Short problem:
In the material below, please retype the lines from the very first through the one with "const YELLOW_TEXT = '#9c5700';", exactly and without pictures.

Recorded information:
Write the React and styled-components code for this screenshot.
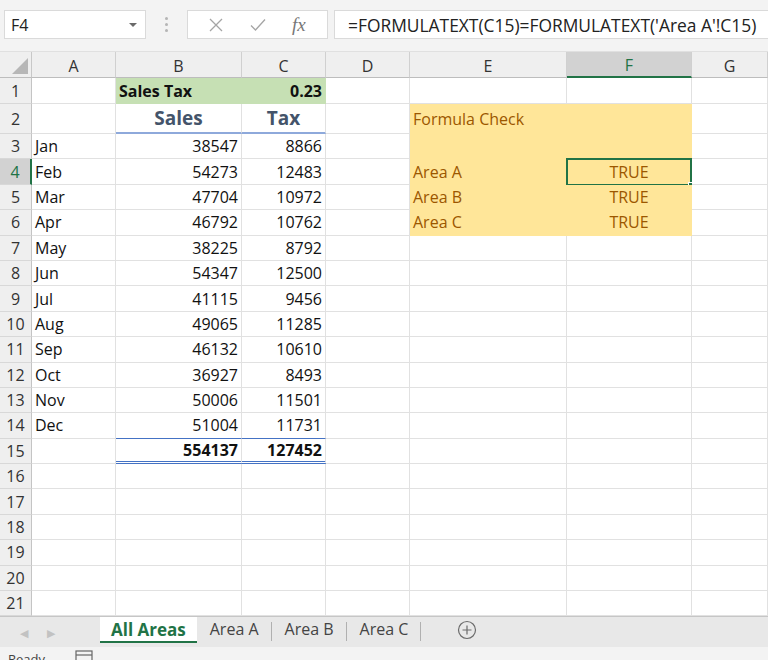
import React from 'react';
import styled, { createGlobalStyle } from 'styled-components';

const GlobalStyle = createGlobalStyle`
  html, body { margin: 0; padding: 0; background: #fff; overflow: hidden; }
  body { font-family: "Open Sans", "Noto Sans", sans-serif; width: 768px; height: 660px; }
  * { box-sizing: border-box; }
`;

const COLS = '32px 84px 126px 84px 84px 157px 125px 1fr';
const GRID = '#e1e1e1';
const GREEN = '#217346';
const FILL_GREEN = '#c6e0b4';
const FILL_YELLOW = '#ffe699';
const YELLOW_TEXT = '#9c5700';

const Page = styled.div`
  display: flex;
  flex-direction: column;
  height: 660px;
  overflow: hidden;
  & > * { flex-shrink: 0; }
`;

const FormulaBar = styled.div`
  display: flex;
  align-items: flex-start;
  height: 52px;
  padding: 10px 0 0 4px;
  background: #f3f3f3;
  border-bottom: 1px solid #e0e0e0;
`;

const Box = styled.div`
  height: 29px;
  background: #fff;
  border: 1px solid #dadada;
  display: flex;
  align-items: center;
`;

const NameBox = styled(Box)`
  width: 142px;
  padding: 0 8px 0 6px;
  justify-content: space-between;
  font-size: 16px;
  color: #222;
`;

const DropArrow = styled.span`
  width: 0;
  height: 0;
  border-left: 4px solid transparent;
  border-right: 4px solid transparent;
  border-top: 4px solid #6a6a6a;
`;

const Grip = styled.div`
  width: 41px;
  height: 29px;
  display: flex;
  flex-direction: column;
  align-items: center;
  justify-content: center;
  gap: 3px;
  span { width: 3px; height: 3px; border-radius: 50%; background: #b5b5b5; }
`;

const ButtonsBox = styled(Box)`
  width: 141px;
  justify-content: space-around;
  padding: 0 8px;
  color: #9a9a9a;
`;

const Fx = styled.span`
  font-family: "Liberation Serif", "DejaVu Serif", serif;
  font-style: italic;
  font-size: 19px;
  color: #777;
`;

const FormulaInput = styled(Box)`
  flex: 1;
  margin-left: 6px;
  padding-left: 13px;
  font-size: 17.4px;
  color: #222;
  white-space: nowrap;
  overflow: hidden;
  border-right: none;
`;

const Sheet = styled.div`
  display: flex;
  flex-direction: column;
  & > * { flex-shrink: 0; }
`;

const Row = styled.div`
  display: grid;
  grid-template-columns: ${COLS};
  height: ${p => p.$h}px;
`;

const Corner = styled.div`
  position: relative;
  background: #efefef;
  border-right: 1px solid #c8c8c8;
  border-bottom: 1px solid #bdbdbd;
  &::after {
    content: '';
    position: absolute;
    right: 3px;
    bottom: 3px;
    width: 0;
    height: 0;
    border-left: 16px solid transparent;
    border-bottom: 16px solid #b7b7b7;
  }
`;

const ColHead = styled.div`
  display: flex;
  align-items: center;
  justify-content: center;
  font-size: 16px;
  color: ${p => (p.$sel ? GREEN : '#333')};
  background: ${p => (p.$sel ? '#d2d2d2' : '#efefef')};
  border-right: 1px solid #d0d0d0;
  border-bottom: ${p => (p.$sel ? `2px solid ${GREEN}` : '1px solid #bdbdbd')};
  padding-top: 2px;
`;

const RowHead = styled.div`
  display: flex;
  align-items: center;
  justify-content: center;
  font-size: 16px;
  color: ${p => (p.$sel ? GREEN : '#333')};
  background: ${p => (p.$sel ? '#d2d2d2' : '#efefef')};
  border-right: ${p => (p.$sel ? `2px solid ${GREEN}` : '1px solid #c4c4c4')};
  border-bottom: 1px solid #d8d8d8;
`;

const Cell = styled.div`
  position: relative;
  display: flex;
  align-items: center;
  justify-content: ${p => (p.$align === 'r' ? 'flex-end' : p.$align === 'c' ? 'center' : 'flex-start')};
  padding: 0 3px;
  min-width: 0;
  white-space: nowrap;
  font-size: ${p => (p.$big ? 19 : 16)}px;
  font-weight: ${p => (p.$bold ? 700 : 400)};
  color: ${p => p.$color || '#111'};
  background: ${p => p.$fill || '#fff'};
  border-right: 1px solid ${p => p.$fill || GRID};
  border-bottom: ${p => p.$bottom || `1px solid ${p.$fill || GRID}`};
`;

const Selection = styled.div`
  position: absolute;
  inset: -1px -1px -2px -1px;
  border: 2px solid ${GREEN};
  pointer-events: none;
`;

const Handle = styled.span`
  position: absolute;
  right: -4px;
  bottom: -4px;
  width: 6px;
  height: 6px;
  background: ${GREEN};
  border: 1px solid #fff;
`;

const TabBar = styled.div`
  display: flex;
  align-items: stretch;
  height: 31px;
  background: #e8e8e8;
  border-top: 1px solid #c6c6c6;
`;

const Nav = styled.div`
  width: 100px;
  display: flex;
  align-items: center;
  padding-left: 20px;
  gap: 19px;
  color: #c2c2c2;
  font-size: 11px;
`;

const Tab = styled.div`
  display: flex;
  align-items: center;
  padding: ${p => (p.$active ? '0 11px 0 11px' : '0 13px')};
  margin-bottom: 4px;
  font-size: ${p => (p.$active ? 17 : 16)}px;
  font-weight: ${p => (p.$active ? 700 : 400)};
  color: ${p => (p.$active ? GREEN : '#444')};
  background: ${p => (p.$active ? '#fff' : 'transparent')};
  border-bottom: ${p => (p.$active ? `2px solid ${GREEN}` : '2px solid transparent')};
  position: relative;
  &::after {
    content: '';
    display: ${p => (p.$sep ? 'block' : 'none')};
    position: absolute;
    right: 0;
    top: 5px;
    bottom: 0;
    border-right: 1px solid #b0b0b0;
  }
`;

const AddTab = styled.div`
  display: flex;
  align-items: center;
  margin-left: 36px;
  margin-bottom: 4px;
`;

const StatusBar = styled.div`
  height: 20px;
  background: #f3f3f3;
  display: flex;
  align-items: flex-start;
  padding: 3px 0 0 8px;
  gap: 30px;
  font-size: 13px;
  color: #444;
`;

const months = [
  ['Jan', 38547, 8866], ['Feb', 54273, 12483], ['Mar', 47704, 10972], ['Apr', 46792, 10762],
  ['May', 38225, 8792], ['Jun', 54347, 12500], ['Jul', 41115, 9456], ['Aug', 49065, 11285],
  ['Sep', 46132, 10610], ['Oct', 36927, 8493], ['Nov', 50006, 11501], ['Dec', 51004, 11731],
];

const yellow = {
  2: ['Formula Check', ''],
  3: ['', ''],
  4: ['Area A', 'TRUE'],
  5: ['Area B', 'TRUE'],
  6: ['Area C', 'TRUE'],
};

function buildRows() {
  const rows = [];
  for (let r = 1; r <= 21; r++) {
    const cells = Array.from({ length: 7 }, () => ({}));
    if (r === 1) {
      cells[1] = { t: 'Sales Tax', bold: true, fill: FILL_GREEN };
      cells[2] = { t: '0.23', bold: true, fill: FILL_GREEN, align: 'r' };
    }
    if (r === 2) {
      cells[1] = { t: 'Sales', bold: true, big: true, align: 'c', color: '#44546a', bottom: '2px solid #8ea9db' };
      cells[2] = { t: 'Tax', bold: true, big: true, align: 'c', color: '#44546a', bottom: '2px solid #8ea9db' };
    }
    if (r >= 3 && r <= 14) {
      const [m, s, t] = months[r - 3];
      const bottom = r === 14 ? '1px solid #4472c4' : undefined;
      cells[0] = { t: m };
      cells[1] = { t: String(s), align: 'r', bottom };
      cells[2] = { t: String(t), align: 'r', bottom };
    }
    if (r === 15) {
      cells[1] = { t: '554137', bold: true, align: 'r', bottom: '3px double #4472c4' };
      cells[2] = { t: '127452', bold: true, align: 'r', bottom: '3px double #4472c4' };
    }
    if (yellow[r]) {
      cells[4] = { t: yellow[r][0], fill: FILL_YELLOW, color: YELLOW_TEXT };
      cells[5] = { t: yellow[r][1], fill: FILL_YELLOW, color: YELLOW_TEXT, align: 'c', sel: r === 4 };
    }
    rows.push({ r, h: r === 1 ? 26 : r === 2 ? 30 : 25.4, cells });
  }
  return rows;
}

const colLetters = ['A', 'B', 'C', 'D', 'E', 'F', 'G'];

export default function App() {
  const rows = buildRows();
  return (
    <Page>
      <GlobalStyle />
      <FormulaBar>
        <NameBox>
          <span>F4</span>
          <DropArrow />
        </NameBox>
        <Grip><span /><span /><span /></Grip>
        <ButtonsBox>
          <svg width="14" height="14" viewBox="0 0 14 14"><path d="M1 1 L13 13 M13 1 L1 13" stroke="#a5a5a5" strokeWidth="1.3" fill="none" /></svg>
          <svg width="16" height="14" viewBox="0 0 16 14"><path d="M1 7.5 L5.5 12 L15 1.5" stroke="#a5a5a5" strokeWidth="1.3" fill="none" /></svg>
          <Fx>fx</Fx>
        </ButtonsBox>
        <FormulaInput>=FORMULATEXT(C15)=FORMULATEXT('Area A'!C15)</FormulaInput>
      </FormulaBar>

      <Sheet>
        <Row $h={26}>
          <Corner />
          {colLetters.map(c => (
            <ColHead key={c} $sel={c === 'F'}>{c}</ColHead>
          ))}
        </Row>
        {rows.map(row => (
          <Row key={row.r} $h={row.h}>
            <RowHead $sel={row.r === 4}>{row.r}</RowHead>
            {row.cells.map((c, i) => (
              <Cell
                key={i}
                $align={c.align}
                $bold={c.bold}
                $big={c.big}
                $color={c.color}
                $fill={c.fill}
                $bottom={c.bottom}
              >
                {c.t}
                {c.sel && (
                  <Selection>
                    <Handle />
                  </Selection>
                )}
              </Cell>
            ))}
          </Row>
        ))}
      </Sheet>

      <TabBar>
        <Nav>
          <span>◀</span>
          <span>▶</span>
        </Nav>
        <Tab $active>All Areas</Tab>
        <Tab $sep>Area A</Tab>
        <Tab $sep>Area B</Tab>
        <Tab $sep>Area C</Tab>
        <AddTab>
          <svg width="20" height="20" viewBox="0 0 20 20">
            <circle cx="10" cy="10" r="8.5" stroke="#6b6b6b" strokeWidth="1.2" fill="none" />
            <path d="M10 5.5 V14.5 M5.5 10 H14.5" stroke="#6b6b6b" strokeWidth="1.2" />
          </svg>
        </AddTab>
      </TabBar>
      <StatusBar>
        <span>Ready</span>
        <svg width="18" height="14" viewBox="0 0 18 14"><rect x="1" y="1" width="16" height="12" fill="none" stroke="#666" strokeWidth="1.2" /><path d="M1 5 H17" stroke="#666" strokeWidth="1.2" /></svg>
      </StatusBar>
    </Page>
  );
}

Solved problem:
Write the React and styled-components code for this screenshot.
import React from 'react';
import styled, { createGlobalStyle } from 'styled-components';

const GlobalStyle = createGlobalStyle`
  html, body { margin: 0; padding: 0; background: #fff; overflow: hidden; }
  body { font-family: "Open Sans", "Noto Sans", sans-serif; width: 768px; height: 660px; }
  * { box-sizing: border-box; }
`;

const COLS = '32px 84px 126px 84px 84px 157px 125px 1fr';
const GRID = '#e1e1e1';
const GREEN = '#217346';
const FILL_GREEN = '#c6e0b4';
const FILL_YELLOW = '#ffe699';
const YELLOW_TEXT = '#9c5700';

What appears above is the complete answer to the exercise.